■ What you will do
Begin with the first line and repeat exactly through the line containing "string; value: string"; leave every image out.

■ Given data
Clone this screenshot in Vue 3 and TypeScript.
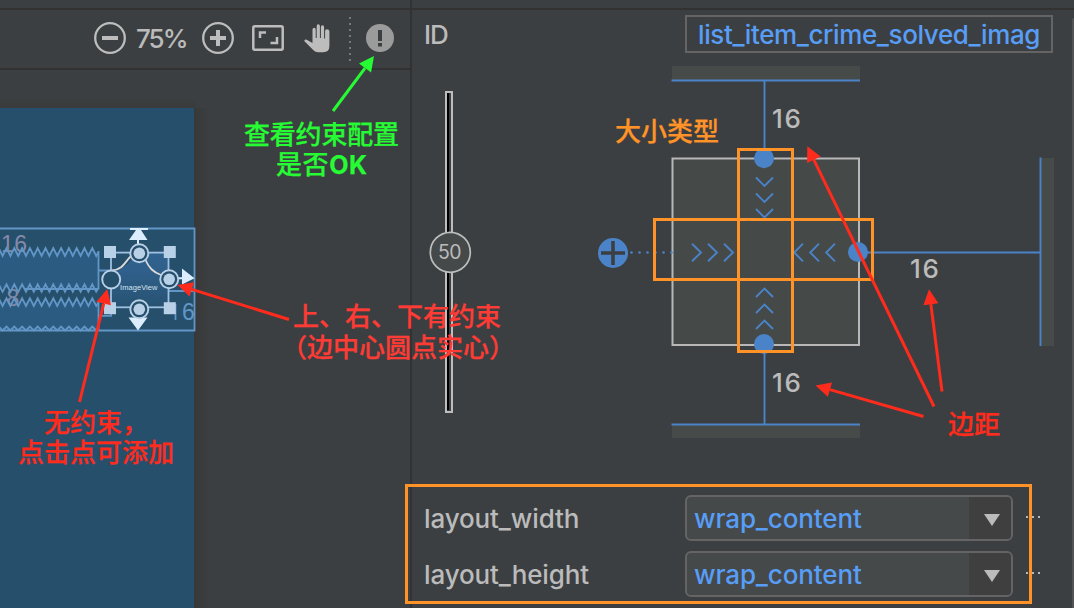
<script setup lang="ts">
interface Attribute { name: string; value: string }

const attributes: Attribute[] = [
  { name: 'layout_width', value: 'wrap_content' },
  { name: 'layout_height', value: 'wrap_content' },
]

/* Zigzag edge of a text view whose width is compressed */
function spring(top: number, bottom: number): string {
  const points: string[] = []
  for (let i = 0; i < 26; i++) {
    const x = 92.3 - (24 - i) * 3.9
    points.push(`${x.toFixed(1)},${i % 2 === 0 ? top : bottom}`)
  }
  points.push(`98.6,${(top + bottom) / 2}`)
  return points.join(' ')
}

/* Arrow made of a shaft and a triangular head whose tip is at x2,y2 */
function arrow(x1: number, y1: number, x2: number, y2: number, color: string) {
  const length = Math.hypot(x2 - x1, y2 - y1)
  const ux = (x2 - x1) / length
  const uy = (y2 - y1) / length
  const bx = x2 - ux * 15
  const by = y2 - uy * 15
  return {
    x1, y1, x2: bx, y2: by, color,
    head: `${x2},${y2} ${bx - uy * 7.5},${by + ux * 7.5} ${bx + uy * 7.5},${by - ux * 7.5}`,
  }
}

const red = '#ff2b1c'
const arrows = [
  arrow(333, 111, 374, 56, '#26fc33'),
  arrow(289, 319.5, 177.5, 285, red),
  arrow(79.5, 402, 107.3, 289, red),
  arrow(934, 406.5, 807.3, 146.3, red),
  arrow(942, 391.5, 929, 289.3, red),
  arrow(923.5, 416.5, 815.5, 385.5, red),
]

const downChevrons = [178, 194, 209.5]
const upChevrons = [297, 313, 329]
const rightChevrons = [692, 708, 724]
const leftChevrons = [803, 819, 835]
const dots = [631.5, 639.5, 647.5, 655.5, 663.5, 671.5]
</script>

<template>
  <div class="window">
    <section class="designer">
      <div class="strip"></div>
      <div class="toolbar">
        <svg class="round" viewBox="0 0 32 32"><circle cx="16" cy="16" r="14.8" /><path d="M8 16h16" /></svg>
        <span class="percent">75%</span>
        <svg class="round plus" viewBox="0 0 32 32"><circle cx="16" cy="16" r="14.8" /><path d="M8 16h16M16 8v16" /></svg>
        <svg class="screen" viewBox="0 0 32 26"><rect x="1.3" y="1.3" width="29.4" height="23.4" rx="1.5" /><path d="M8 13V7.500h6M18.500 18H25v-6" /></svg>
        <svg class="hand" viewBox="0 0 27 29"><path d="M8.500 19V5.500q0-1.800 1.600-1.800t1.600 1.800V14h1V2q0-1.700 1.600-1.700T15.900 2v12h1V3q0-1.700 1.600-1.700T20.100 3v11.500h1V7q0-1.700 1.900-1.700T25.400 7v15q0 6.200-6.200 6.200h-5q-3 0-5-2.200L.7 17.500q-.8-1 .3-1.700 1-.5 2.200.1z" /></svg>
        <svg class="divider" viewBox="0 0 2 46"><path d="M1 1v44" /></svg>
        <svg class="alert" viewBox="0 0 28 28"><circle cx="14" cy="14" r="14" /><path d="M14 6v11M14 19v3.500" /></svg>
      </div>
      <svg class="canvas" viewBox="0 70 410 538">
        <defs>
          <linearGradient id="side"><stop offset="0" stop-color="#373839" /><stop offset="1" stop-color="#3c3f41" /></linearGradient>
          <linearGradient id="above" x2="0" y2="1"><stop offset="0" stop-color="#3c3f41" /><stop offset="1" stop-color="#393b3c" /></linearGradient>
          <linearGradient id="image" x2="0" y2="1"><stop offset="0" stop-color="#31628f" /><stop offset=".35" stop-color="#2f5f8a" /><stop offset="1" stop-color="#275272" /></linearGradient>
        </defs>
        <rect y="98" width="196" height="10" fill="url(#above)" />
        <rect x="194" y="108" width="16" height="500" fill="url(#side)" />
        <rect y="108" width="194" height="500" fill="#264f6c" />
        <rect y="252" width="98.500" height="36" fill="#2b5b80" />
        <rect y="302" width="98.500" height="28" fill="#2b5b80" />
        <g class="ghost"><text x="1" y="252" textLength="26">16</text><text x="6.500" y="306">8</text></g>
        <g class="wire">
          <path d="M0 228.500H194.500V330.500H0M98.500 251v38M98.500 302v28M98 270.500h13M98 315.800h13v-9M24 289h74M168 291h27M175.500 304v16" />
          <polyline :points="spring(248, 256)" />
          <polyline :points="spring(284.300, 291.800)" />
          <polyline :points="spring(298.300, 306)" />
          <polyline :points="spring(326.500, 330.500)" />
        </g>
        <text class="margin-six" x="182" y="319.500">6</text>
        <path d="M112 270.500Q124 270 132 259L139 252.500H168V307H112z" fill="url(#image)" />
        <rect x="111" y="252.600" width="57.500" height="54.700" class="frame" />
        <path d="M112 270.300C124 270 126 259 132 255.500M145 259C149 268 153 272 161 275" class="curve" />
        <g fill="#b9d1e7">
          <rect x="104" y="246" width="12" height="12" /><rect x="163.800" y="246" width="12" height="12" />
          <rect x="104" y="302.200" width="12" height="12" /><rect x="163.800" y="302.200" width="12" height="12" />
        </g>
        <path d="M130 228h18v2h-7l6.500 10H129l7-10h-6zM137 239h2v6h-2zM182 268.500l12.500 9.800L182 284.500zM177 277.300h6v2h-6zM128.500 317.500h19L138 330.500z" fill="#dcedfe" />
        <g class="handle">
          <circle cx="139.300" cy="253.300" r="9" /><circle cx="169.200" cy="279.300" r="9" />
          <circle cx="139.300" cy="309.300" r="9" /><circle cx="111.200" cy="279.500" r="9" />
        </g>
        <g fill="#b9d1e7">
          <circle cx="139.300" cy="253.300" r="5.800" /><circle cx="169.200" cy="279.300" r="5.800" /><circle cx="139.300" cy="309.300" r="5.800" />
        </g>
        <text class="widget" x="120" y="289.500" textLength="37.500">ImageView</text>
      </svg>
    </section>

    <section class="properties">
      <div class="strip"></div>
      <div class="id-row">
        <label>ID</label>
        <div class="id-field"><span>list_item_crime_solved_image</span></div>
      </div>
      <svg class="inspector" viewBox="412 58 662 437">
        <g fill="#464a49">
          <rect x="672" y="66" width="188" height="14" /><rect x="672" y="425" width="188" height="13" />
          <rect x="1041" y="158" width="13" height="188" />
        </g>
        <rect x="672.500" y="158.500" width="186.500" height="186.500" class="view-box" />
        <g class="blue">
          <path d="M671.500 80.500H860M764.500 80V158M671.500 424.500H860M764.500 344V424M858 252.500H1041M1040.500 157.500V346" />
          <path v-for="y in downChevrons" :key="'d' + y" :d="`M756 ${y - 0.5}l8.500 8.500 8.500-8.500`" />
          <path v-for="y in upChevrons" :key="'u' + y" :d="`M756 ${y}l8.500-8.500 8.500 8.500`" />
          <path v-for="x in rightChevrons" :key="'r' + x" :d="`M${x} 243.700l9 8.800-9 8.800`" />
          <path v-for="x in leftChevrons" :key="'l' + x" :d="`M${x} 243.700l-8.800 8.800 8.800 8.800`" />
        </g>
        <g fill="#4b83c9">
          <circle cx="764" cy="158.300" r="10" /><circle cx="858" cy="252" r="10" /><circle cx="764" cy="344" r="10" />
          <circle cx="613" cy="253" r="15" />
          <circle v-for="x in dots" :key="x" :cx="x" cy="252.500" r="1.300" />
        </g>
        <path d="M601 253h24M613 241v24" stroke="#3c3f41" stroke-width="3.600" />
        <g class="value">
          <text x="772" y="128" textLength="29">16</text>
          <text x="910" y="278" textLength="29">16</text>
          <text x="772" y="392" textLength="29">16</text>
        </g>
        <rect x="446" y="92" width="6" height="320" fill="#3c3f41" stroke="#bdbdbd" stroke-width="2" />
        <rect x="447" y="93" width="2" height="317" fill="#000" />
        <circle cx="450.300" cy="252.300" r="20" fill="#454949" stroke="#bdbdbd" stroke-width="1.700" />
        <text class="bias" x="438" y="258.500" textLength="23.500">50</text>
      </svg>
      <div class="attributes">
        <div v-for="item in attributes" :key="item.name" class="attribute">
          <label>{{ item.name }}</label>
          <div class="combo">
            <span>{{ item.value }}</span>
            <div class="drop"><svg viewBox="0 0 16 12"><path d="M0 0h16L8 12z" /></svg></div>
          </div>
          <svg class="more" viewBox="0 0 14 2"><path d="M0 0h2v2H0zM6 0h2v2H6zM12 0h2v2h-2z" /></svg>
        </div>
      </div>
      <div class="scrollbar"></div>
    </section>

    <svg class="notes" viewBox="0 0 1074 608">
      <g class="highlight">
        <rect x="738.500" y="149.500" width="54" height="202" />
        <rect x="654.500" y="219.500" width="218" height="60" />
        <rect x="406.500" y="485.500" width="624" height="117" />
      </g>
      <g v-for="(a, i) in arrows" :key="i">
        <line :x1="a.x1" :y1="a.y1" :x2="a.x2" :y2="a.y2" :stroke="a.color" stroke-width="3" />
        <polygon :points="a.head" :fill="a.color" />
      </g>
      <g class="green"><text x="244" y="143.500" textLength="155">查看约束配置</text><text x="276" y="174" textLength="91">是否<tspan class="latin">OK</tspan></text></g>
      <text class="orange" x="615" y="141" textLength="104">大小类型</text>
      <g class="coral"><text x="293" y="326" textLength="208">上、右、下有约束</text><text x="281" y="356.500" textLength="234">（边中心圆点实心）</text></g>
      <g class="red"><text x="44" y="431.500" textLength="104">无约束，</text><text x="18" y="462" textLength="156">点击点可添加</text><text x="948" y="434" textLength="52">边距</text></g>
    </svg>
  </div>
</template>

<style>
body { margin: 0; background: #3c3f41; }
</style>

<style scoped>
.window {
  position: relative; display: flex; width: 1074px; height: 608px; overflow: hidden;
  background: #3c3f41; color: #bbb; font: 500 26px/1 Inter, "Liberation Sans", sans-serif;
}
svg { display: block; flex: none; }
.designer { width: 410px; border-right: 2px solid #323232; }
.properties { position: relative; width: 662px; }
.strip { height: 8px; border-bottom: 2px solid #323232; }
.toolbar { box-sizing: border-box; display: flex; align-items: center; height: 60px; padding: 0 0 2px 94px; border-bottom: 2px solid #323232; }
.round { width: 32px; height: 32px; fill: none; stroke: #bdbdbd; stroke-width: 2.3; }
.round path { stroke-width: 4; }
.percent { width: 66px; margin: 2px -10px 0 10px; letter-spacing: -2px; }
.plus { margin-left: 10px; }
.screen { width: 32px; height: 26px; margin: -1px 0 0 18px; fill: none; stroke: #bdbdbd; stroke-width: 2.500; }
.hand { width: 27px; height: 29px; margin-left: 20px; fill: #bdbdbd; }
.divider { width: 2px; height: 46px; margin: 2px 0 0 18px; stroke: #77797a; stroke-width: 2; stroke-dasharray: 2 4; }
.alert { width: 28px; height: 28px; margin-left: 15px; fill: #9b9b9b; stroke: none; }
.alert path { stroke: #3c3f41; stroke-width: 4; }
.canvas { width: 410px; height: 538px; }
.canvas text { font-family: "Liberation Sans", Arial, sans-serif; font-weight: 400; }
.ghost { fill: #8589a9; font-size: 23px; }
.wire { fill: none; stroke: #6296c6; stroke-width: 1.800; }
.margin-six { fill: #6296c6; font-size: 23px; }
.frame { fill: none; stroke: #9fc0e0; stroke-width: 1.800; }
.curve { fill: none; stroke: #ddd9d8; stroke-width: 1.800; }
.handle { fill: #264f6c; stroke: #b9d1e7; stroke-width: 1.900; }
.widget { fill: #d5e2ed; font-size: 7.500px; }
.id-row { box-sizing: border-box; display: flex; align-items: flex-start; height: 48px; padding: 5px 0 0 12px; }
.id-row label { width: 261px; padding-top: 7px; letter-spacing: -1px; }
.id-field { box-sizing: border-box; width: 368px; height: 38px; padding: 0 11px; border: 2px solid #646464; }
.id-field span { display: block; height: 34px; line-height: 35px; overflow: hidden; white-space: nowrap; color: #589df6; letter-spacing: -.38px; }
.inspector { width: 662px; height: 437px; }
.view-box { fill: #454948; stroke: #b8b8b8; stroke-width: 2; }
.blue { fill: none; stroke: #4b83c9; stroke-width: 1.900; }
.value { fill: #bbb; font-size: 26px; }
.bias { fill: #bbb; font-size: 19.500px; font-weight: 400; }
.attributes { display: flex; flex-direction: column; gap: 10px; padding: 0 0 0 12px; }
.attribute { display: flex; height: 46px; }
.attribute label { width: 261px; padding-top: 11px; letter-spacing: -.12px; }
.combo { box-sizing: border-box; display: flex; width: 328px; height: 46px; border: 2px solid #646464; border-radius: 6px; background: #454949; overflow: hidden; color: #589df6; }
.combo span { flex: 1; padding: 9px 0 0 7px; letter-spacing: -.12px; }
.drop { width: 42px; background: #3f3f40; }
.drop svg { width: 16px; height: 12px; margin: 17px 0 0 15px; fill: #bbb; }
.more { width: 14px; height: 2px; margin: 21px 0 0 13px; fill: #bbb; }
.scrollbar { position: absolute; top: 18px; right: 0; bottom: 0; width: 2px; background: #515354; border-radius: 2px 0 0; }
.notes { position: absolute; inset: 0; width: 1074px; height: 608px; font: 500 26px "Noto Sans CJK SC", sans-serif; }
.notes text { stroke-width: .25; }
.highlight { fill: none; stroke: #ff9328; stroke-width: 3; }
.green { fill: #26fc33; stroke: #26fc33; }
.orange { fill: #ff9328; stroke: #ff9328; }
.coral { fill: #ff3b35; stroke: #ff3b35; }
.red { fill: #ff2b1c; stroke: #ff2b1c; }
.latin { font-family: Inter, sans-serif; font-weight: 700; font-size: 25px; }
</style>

■ Exercise answer
Clone this screenshot in Vue 3 and TypeScript.
<script setup lang="ts">
interface Attribute { name: string; value: string }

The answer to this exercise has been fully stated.